[Begin]

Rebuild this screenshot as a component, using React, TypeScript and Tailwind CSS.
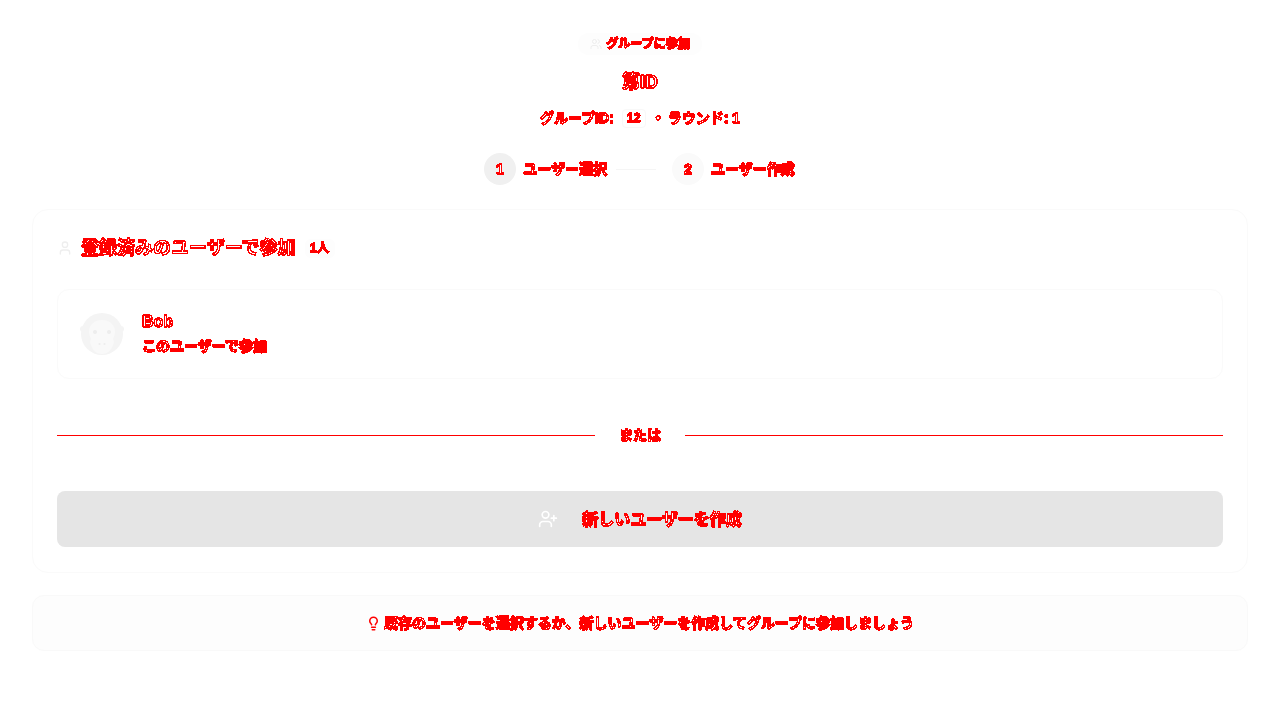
import type { ReactNode } from "react";
import { Lightbulb, User, UserPlus, Users } from "lucide-react";

const jp = "font-['Liberation_Sans','Noto_Sans_CJK_JP',sans-serif]";

// hard-edged outlined text, the filter is defined once in App
function T({ children }: { children: ReactNode }) {
  return <span className="text-white [-webkit-text-stroke:1px_#ff0000] [filter:url(#crisp)]">{children}</span>;
}

function MonkeyAvatar() {
  return (
    <svg width="44" height="44" viewBox="0 0 44 44" className="shrink-0">
      <circle cx="22" cy="22" r="21" fill="#f4f4f4" />
      <circle cx="3" cy="17" r="3" fill="#f4f4f4" />
      <circle cx="41" cy="17" r="3" fill="#f4f4f4" />
      <path d="M22 8c-8 0-13 5-13 12 0 3 1 5 2 7-1 2-1 4 0 6 2 6 6 9 11 9s9-3 11-9c1-2 1-4 0-6 1-2 2-4 2-7 0-7-5-12-13-12z" fill="#f9f9f9" />
      <circle cx="15" cy="20" r="2" fill="#ededed" />
      <circle cx="29" cy="20" r="2" fill="#ededed" />
      <circle cx="19.5" cy="32" r="1" fill="#ededed" />
      <circle cx="24.5" cy="32" r="1" fill="#ededed" />
    </svg>
  );
}

export default function App() {
  return (
    <main className={`min-h-[720px] bg-white px-8 pt-[33px] ${jp}`}>
      <svg width="0" height="0" className="absolute">
        <filter id="crisp" colorInterpolationFilters="sRGB" x="-5%" y="-20%" width="110%" height="140%">
          <feComponentTransfer>
            <feFuncR type="discrete" tableValues="1 1" />
            <feFuncG type="discrete" tableValues="0 0 0 0 0 1" />
            <feFuncB type="discrete" tableValues="0 0 0 0 0 1" />
            <feFuncA type="discrete" tableValues="0 1 1 1" />
          </feComponentTransfer>
        </filter>
      </svg>

      <header className="flex flex-col items-center">
        <p className="flex h-[22px] w-[124px] items-center justify-center gap-1 rounded-full bg-[#fdfdfd] text-xs font-bold">
          <Users size={12} className="text-[#eeeeee]" />
          <T>グループに参加</T>
        </p>
        <h1 className="mt-[13px] text-lg leading-7 font-bold">
          <T>第ID</T>
        </h1>
        <div className="mt-[12px] flex h-[20px] items-center text-sm font-bold">
          <T>グループID:</T>
          <span className="mr-[6px] ml-[8px] flex h-[19px] w-[24px] items-center justify-center rounded border border-[#f8f8f8] text-xs">
            <T>12</T>
          </span>
          <span className="mx-1">
            <T>•</T>
          </span>
          <span className="ml-[3px]">
            <T>ラウンド: 1</T>
          </span>
        </div>
        <ol className="mt-[25px] flex items-center text-sm font-bold">
          <li className="flex items-center gap-[7px]">
            <span className="flex size-8 items-center justify-center rounded-full bg-[#f0f0f0]">
              <T>1</T>
            </span>
            <T>ユーザー選択</T>
          </li>
          <li className="mr-4 ml-[9px] h-px w-10 bg-[#f5f5f5]" />
          <li className="flex items-center gap-[7px] pr-px">
            <span className="flex size-8 items-center justify-center rounded-full bg-[#fafafa]">
              <T>2</T>
            </span>
            <T>ユーザー作成</T>
          </li>
        </ol>
      </header>

      <section className="mt-6 rounded-2xl border border-[#fafafa] px-6 pt-6 pb-[25px]">
        <div className="flex h-7 items-center">
          <User size={16} className="text-[#eeeeee]" />
          <h2 className="ml-2 text-lg font-bold">
            <T>登録済みのユーザーで参加</T>
          </h2>
          <span className="ml-[9px] flex h-[19px] w-[30px] items-center justify-center rounded-md bg-[#fdfdfd] text-xs font-bold">
            <T>1人</T>
          </span>
        </div>

        <button className="mt-[27px] flex h-[90px] w-full items-center gap-[18px] rounded-xl border border-[#fafafa] px-[22px] text-left">
          <MonkeyAvatar />
          <span className="flex flex-col gap-1 font-bold">
            <span className="text-base leading-5">
              <T>Bob</T>
            </span>
            <span className="text-sm leading-5">
              <T>このユーザーで参加</T>
            </span>
          </span>
        </button>

        <div className="mt-[46px] flex items-center">
          <div className="h-px flex-1 bg-[#ff0000]" />
          <span className="px-6 text-sm font-bold">
            <T>または</T>
          </span>
          <div className="h-px flex-1 bg-[#ff0000]" />
        </div>

        <button className="mt-[46px] flex h-14 w-full items-center justify-center gap-6 rounded-lg bg-[#e5e5e5] text-base font-bold">
          <UserPlus size={20} className="text-white" />
          <span className="pt-0.5">
            <T>新しいユーザーを作成</T>
          </span>
        </button>
      </section>

      <aside className="mt-[22px] flex h-14 items-center justify-center gap-[3px] rounded-xl border border-[#f9f9f9] bg-[#fdfdfd] text-sm font-bold">
        <Lightbulb size={15} strokeWidth={2.5} className="text-[#ff0000]" />
        <T>既存のユーザーを選択するか、新しいユーザーを作成してグループに参加しましょう</T>
      </aside>
    </main>
  );
}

[End]

**Work to complete**: Retype each line of the listing above word for word. Exclude the pictures.

**Result of the task**:
Rebuild this screenshot as a component, using React, TypeScript and Tailwind CSS.
import type { ReactNode } from "react";
import { Lightbulb, User, UserPlus, Users } from "lucide-react";

const jp = "font-['Liberation_Sans','Noto_Sans_CJK_JP',sans-serif]";

// hard-edged outlined text, the filter is defined once in App
function T({ children }: { children: ReactNode }) {
  return <span className="text-white [-webkit-text-stroke:1px_#ff0000] [filter:url(#crisp)]">{children}</span>;
}

function MonkeyAvatar() {
  return (
    <svg width="44" height="44" viewBox="0 0 44 44" className="shrink-0">
      <circle cx="22" cy="22" r="21" fill="#f4f4f4" />
      <circle cx="3" cy="17" r="3" fill="#f4f4f4" />
      <circle cx="41" cy="17" r="3" fill="#f4f4f4" />
      <path d="M22 8c-8 0-13 5-13 12 0 3 1 5 2 7-1 2-1 4 0 6 2 6 6 9 11 9s9-3 11-9c1-2 1-4 0-6 1-2 2-4 2-7 0-7-5-12-13-12z" fill="#f9f9f9" />
      <circle cx="15" cy="20" r="2" fill="#ededed" />
      <circle cx="29" cy="20" r="2" fill="#ededed" />
      <circle cx="19.5" cy="32" r="1" fill="#ededed" />
      <circle cx="24.5" cy="32" r="1" fill="#ededed" />
    </svg>
  );
}

export default function App() {
  return (
    <main className={`min-h-[720px] bg-white px-8 pt-[33px] ${jp}`}>
      <svg width="0" height="0" className="absolute">
        <filter id="crisp" colorInterpolationFilters="sRGB" x="-5%" y="-20%" width="110%" height="140%">
          <feComponentTransfer>
            <feFuncR type="discrete" tableValues="1 1" />
            <feFuncG type="discrete" tableValues="0 0 0 0 0 1" />
            <feFuncB type="discrete" tableValues="0 0 0 0 0 1" />
            <feFuncA type="discrete" tableValues="0 1 1 1" />
          </feComponentTransfer>
        </filter>
      </svg>

      <header className="flex flex-col items-center">
        <p className="flex h-[22px] w-[124px] items-center justify-center gap-1 rounded-full bg-[#fdfdfd] text-xs font-bold">
          <Users size={12} className="text-[#eeeeee]" />
          <T>グループに参加</T>
        </p>
        <h1 className="mt-[13px] text-lg leading-7 font-bold">
          <T>第ID</T>
        </h1>
        <div className="mt-[12px] flex h-[20px] items-center text-sm font-bold">
          <T>グループID:</T>
          <span className="mr-[6px] ml-[8px] flex h-[19px] w-[24px] items-center justify-center rounded border border-[#f8f8f8] text-xs">
            <T>12</T>
          </span>
          <span className="mx-1">
            <T>•</T>
          </span>
          <span className="ml-[3px]">
            <T>ラウンド: 1</T>
          </span>
        </div>
        <ol className="mt-[25px] flex items-center text-sm font-bold">
          <li className="flex items-center gap-[7px]">
            <span className="flex size-8 items-center justify-center rounded-full bg-[#f0f0f0]">
              <T>1</T>
            </span>
            <T>ユーザー選択</T>
          </li>
          <li className="mr-4 ml-[9px] h-px w-10 bg-[#f5f5f5]" />
          <li className="flex items-center gap-[7px] pr-px">
            <span className="flex size-8 items-center justify-center rounded-full bg-[#fafafa]">
              <T>2</T>
            </span>
            <T>ユーザー作成</T>
          </li>
        </ol>
      </header>

      <section className="mt-6 rounded-2xl border border-[#fafafa] px-6 pt-6 pb-[25px]">
        <div className="flex h-7 items-center">
          <User size={16} className="text-[#eeeeee]" />
          <h2 className="ml-2 text-lg font-bold">
            <T>登録済みのユーザーで参加</T>
          </h2>
          <span className="ml-[9px] flex h-[19px] w-[30px] items-center justify-center rounded-md bg-[#fdfdfd] text-xs font-bold">
            <T>1人</T>
          </span>
        </div>

        <button className="mt-[27px] flex h-[90px] w-full items-center gap-[18px] rounded-xl border border-[#fafafa] px-[22px] text-left">
          <MonkeyAvatar />
          <span className="flex flex-col gap-1 font-bold">
            <span className="text-base leading-5">
              <T>Bob</T>
            </span>
            <span className="text-sm leading-5">
              <T>このユーザーで参加</T>
            </span>
          </span>
        </button>

        <div className="mt-[46px] flex items-center">
          <div className="h-px flex-1 bg-[#ff0000]" />
          <span className="px-6 text-sm font-bold">
            <T>または</T>
          </span>
          <div className="h-px flex-1 bg-[#ff0000]" />
        </div>

        <button className="mt-[46px] flex h-14 w-full items-center justify-center gap-6 rounded-lg bg-[#e5e5e5] text-base font-bold">
          <UserPlus size={20} className="text-white" />
          <span className="pt-0.5">
            <T>新しいユーザーを作成</T>
          </span>
        </button>
      </section>

      <aside className="mt-[22px] flex h-14 items-center justify-center gap-[3px] rounded-xl border border-[#f9f9f9] bg-[#fdfdfd] text-sm font-bold">
        <Lightbulb size={15} strokeWidth={2.5} className="text-[#ff0000]" />
        <T>既存のユーザーを選択するか、新しいユーザーを作成してグループに参加しましょう</T>
      </aside>
    </main>
  );
}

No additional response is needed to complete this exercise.